■ **Dataset extract**:
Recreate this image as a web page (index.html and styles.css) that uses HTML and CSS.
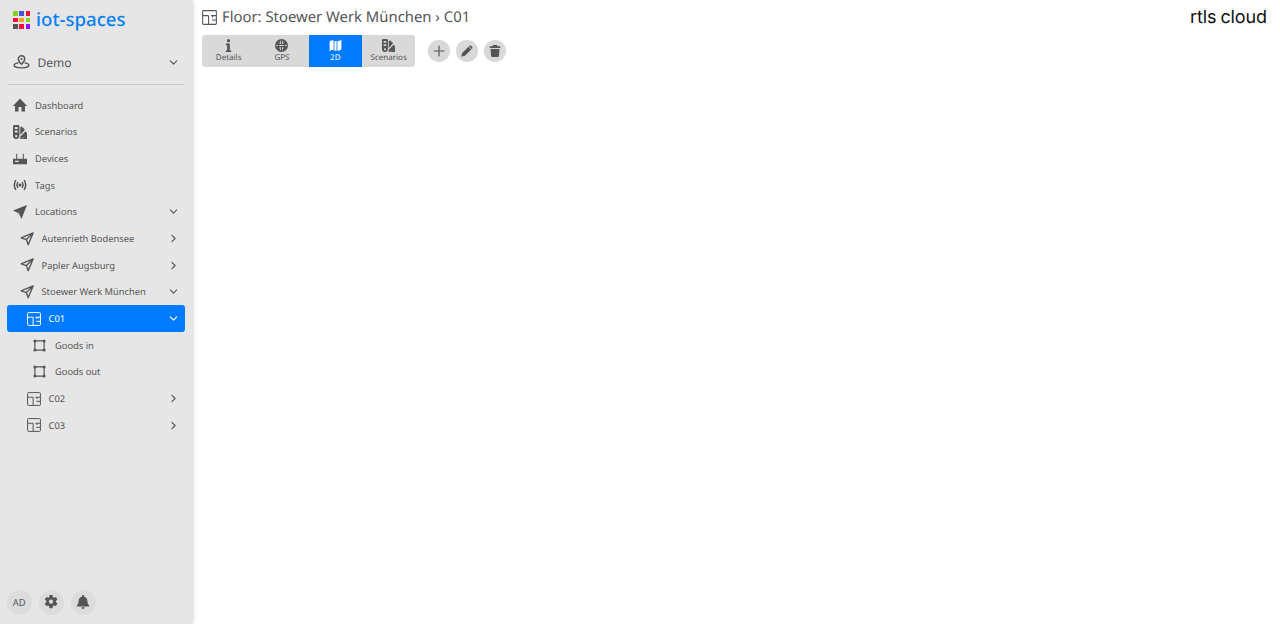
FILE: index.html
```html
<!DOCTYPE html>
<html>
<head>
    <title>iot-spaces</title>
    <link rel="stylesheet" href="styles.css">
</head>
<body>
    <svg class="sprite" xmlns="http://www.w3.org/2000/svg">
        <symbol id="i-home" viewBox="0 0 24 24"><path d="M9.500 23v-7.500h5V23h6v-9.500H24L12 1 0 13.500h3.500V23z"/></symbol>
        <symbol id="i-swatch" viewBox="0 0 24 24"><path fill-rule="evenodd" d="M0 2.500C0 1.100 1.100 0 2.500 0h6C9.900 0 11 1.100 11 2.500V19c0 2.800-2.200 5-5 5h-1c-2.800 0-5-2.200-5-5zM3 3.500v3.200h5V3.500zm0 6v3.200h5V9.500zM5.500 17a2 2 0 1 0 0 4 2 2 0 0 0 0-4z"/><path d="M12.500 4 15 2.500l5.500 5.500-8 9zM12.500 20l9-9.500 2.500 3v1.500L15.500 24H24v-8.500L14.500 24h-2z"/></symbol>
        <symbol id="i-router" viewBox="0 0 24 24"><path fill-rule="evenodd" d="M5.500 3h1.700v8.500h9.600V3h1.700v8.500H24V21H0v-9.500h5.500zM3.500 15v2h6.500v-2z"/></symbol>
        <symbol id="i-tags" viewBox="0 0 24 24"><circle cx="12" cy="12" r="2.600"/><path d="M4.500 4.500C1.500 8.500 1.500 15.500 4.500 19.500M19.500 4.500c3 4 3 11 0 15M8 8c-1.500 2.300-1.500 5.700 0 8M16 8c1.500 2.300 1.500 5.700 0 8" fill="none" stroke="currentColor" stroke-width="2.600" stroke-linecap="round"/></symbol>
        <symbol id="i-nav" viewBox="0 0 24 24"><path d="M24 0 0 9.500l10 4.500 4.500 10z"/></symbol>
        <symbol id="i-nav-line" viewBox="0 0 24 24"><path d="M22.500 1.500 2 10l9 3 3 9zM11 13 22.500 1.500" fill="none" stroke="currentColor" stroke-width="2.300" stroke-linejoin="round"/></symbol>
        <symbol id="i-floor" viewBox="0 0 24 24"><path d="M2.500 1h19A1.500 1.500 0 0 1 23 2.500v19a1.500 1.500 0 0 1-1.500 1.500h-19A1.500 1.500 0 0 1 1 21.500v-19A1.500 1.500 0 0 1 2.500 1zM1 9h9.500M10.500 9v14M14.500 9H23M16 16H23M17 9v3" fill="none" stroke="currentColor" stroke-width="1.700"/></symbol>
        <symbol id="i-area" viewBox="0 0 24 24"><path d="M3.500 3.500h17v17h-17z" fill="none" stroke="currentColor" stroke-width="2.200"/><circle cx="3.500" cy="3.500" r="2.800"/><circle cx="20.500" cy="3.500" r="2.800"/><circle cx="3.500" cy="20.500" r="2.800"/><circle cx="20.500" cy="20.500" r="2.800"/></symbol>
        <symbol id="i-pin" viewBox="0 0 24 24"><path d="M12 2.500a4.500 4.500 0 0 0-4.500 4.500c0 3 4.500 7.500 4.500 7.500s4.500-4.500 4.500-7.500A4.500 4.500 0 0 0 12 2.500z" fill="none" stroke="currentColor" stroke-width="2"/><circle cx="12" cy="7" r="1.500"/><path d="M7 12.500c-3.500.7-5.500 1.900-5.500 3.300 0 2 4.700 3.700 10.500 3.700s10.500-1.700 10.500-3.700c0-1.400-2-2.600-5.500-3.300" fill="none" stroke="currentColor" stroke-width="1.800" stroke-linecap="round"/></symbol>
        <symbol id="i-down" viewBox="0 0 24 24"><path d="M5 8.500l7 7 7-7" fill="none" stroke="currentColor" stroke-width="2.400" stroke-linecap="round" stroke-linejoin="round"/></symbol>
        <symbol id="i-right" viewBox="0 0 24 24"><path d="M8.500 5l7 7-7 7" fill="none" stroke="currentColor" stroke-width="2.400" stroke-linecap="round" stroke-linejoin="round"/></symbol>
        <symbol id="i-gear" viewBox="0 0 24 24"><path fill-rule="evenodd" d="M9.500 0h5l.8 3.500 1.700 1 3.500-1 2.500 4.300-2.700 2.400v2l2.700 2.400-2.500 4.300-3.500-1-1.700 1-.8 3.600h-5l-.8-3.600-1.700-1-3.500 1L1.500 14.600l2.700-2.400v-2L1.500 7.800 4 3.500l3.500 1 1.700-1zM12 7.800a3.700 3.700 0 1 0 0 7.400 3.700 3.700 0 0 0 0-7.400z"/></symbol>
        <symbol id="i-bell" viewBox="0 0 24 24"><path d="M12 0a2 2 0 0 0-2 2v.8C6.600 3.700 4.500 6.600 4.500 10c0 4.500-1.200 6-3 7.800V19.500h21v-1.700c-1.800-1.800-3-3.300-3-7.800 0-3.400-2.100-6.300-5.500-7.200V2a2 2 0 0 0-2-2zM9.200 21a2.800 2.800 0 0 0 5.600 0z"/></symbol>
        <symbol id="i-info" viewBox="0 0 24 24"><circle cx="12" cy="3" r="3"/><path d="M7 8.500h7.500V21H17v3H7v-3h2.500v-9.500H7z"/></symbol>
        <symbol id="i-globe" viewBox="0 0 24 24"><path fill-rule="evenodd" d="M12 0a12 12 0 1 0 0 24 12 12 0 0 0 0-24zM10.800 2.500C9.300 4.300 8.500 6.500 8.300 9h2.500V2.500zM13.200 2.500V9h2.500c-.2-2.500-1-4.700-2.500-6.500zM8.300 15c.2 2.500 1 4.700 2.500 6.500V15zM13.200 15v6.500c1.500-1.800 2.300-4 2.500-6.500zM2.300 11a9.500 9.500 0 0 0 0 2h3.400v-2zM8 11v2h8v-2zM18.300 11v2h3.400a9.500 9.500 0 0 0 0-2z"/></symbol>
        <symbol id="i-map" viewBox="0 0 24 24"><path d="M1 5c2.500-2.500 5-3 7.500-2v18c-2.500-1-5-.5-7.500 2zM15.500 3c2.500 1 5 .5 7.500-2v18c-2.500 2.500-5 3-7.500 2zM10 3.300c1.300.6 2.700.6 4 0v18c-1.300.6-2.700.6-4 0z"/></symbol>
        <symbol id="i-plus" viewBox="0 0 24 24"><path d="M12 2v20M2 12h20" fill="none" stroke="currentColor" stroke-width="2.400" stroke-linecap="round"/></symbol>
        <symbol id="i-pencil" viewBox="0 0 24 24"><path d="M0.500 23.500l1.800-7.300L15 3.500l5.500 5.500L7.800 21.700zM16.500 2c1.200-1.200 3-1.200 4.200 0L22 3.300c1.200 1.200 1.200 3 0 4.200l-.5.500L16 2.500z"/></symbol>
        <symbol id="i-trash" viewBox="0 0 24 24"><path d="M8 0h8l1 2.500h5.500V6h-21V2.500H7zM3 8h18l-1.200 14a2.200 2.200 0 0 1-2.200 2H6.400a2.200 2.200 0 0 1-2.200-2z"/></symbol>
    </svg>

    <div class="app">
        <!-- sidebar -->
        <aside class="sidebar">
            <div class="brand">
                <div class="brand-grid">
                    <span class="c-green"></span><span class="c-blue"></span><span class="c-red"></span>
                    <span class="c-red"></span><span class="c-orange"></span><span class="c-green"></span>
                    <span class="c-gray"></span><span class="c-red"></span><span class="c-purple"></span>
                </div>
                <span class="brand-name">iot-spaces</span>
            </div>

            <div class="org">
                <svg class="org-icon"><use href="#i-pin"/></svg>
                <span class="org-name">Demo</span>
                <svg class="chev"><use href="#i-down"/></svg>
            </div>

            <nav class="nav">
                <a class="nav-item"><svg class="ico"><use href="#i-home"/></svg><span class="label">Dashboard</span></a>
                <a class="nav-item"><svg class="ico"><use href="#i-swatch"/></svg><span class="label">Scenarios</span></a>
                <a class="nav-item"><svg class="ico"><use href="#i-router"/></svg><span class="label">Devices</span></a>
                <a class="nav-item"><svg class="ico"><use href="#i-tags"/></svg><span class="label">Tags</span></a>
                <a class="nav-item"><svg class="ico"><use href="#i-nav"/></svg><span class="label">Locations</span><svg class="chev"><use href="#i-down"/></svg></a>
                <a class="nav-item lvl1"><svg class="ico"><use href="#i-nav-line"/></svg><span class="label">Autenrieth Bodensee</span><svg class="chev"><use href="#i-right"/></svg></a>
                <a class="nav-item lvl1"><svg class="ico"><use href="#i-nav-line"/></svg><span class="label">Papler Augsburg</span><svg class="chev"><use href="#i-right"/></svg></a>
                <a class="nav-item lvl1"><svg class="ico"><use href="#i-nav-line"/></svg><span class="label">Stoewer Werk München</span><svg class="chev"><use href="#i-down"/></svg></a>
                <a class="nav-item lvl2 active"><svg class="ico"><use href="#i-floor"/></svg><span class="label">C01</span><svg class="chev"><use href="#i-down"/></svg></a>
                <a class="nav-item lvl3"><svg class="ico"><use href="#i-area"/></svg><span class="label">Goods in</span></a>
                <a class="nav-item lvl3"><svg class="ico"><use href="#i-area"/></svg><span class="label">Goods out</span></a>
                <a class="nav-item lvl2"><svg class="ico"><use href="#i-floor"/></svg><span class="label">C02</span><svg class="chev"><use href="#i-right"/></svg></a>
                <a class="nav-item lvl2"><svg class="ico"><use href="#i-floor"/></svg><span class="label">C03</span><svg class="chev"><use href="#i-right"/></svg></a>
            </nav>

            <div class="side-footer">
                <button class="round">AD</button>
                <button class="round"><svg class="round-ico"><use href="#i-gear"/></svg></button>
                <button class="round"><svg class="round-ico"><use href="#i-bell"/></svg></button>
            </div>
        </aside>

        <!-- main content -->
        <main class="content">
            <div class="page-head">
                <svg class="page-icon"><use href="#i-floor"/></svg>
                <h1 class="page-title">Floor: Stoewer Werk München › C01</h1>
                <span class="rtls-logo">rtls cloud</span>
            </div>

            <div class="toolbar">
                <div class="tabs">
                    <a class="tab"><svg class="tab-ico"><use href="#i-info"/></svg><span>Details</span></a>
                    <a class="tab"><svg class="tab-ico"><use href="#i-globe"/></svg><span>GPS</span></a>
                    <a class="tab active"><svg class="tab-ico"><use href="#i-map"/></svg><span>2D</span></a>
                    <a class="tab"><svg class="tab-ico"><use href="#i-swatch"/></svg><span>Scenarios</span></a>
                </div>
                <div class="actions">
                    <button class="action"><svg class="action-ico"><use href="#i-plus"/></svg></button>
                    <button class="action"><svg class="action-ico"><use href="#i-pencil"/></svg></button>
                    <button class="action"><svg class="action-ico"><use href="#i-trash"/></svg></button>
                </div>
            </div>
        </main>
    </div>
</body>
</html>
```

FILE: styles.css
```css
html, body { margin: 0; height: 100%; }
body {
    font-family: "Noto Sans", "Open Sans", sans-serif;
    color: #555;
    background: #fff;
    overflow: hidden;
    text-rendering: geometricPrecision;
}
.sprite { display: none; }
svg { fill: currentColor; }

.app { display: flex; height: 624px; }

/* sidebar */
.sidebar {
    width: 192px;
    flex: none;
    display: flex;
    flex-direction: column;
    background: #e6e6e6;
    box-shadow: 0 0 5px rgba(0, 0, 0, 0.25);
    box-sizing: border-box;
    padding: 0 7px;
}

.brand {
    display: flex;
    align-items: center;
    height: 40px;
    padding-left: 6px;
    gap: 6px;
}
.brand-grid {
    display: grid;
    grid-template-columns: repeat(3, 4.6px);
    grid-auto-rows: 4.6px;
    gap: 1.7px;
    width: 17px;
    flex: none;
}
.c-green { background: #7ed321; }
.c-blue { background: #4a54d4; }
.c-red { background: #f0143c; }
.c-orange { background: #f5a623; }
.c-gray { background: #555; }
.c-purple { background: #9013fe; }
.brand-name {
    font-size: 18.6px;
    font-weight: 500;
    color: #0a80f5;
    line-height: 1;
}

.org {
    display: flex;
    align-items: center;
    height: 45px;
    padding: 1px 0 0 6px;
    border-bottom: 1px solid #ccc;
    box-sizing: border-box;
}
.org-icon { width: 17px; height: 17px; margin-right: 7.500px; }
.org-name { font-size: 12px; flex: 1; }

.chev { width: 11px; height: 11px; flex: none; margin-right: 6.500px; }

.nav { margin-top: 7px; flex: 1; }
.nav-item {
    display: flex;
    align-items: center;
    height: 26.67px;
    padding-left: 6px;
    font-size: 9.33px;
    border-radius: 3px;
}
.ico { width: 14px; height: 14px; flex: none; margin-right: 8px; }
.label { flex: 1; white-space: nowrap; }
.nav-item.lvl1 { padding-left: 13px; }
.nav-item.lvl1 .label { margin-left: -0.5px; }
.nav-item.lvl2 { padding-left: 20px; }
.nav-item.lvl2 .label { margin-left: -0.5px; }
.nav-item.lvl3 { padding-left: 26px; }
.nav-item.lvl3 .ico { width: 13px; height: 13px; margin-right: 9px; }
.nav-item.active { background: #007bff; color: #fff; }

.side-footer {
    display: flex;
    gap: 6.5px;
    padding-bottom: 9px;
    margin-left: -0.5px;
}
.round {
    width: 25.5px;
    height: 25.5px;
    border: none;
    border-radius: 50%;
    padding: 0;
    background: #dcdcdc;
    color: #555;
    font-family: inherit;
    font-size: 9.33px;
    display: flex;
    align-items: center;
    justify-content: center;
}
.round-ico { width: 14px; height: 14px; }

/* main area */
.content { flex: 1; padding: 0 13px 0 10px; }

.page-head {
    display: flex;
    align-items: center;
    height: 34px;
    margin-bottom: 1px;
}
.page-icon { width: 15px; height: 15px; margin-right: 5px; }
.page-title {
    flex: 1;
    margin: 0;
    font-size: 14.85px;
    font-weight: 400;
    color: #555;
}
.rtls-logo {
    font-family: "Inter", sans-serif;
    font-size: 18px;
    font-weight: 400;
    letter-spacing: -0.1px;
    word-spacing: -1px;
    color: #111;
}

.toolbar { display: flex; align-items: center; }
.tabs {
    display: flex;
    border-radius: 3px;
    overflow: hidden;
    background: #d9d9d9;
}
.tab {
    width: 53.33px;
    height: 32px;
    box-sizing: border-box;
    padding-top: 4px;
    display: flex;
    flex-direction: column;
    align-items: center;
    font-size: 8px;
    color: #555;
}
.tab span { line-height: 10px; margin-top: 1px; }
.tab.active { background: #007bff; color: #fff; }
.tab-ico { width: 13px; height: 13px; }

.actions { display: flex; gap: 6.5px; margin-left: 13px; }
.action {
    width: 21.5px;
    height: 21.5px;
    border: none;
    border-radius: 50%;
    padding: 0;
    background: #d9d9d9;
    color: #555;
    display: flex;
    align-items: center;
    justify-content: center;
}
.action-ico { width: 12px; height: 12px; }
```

■ **Set task**:
Report all lines of the data that include the word "page".

■ **Response to the exercise**:
Recreate this image as a web page (index.html and styles.css) that uses HTML and CSS.
            <div class="page-head">
                <svg class="page-icon"><use href="#i-floor"/></svg>
                <h1 class="page-title">Floor: Stoewer Werk München › C01</h1>
.page-head {
.page-icon { width: 15px; height: 15px; margin-right: 5px; }
.page-title {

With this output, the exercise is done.